-- Begin STORED DATA --
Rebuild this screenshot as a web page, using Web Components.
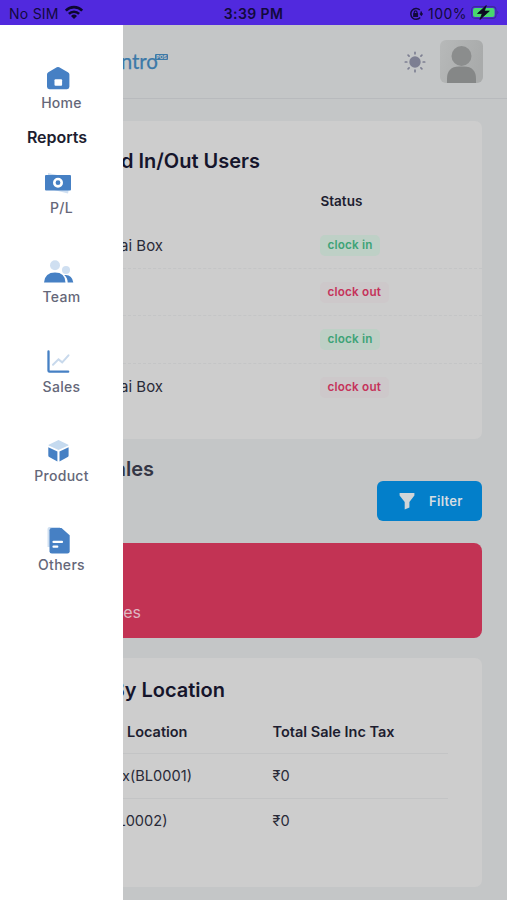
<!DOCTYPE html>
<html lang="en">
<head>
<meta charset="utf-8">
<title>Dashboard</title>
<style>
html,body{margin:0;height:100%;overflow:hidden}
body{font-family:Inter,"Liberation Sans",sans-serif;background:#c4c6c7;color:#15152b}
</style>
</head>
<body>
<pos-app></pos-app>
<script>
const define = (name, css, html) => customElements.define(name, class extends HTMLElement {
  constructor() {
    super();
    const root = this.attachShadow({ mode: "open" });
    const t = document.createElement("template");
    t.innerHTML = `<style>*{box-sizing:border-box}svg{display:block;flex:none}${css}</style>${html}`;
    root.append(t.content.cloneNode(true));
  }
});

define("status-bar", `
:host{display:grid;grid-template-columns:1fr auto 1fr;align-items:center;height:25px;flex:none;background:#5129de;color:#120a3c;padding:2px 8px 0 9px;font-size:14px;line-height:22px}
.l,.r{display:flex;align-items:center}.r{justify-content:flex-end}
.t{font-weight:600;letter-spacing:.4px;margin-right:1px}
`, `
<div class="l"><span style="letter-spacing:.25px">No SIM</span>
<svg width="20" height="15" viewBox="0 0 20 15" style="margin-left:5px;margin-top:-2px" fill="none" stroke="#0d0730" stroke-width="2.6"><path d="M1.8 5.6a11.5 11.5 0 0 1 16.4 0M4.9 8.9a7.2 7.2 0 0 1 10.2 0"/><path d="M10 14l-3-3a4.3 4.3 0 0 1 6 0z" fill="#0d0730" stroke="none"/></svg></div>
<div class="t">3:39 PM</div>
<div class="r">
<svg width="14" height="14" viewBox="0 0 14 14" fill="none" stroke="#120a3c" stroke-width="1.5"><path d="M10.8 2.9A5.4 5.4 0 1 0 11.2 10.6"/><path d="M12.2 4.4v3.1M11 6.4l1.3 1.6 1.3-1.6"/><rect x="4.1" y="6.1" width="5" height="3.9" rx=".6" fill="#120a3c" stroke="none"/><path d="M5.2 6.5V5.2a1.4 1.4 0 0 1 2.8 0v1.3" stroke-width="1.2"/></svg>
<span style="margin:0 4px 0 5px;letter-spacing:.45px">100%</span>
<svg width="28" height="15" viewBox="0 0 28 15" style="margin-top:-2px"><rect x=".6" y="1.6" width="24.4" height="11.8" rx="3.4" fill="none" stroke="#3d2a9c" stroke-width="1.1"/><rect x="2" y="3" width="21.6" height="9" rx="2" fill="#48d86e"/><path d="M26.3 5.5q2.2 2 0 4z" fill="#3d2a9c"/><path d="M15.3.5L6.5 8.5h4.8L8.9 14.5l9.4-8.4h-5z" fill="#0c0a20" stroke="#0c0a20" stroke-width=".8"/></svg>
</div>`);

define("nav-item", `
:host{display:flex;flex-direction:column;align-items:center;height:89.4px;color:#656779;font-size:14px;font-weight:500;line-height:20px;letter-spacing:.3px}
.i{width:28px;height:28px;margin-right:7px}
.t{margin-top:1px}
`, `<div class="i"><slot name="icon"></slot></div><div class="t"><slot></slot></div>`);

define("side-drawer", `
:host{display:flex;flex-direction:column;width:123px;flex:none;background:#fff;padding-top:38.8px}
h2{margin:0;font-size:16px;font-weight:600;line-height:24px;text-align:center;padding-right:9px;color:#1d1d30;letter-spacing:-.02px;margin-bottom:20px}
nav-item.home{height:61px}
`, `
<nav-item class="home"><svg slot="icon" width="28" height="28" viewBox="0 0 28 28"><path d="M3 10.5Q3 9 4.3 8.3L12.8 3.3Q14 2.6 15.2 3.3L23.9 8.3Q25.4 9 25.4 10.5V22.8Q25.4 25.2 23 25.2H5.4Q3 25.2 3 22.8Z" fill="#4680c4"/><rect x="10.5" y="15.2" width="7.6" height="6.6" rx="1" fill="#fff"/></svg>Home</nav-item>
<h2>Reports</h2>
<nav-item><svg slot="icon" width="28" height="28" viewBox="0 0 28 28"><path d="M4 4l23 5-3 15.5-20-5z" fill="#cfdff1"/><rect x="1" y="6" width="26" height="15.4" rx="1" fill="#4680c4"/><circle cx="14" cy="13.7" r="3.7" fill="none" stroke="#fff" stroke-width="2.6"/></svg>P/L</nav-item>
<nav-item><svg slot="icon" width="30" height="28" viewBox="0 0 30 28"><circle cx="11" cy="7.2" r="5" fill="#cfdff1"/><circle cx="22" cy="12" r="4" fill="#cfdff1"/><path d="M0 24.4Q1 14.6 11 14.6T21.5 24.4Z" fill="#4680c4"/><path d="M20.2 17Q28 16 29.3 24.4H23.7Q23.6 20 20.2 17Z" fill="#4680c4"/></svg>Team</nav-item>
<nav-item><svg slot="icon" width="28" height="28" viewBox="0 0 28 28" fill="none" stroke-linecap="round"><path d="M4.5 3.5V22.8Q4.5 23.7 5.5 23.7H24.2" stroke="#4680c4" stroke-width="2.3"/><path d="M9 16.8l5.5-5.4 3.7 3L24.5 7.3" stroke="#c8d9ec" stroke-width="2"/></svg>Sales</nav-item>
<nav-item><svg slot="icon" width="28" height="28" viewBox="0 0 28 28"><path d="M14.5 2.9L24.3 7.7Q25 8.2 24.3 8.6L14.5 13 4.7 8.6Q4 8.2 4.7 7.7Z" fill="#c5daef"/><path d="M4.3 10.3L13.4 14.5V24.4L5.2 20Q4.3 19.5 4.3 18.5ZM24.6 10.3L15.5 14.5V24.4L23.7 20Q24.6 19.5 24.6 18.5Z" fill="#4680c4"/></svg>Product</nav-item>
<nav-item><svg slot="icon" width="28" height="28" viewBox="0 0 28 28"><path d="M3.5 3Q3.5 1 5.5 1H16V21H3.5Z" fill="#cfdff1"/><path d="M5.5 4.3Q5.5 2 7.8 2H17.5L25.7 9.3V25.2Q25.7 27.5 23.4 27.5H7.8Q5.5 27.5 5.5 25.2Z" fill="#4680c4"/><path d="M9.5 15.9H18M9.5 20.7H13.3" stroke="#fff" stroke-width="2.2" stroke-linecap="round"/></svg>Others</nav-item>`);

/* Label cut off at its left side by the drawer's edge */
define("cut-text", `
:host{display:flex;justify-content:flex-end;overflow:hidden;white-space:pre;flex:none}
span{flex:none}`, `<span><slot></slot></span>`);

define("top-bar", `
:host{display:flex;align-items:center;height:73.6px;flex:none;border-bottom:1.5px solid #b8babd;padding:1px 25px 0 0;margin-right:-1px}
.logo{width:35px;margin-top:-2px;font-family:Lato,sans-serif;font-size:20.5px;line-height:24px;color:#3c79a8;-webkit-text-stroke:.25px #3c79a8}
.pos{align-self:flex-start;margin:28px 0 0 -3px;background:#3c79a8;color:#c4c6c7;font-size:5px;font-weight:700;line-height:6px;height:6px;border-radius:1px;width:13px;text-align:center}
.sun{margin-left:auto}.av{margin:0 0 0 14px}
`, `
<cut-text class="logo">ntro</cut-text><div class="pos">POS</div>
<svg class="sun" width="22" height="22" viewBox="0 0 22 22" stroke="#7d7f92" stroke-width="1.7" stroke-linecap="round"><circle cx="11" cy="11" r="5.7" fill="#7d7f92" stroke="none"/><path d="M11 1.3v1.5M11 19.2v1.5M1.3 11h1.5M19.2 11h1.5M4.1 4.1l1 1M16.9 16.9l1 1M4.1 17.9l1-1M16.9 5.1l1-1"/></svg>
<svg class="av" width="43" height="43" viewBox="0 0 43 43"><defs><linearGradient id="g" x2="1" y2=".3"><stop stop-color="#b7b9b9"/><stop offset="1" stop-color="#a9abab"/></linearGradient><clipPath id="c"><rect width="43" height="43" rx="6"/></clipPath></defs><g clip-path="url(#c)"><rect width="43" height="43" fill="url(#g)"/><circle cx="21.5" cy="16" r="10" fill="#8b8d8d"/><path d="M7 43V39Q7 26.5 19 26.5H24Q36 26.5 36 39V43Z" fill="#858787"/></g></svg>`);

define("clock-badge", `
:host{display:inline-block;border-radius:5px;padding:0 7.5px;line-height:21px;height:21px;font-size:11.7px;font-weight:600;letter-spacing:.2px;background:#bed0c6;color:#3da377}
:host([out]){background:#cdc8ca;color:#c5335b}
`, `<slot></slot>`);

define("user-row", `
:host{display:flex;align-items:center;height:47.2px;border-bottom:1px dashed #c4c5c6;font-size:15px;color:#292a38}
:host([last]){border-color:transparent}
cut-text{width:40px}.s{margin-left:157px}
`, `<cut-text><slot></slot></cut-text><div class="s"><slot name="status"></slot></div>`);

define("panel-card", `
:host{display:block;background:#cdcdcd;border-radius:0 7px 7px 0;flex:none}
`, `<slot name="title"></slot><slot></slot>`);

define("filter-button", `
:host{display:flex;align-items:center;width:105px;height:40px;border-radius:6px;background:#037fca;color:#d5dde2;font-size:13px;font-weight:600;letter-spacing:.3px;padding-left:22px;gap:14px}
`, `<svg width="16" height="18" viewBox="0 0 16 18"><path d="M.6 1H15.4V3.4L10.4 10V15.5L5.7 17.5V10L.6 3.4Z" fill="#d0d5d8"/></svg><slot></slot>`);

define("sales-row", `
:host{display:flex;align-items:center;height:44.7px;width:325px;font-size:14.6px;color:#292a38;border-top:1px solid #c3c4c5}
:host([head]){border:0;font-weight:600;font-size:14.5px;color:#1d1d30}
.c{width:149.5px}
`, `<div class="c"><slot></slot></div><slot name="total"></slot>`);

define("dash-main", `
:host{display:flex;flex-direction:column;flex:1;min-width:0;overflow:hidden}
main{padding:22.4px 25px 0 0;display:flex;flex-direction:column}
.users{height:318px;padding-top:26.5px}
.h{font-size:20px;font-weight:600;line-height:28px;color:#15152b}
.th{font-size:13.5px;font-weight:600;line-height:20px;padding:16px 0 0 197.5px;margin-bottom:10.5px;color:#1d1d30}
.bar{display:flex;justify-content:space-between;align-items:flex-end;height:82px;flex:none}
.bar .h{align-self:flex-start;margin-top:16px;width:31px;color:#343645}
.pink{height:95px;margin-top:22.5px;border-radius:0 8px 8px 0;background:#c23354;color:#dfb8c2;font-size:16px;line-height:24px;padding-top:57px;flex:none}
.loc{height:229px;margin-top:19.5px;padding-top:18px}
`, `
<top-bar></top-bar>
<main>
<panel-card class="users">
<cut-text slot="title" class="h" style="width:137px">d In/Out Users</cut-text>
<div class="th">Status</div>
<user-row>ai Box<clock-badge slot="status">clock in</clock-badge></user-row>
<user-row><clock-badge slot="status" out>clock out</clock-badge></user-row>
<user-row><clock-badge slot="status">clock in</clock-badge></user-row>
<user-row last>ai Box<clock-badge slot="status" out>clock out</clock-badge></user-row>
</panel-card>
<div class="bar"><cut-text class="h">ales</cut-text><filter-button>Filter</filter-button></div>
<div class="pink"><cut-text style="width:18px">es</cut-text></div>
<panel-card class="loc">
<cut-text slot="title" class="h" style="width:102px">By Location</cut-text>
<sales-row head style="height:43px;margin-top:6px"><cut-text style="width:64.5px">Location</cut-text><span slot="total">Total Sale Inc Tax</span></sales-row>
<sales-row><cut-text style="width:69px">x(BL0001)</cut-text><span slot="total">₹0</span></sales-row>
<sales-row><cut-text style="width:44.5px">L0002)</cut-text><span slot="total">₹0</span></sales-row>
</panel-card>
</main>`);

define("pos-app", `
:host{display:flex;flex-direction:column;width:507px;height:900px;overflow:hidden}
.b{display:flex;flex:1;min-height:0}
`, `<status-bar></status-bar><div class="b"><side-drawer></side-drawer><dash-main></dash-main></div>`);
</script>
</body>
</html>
-- End STORED DATA --
> SET TASK: Return all lines containing the word "this".

> RESULT OF THE TASK:
Rebuild this screenshot as a web page, using Web Components.
    const root = this.attachShadow({ mode: "open" });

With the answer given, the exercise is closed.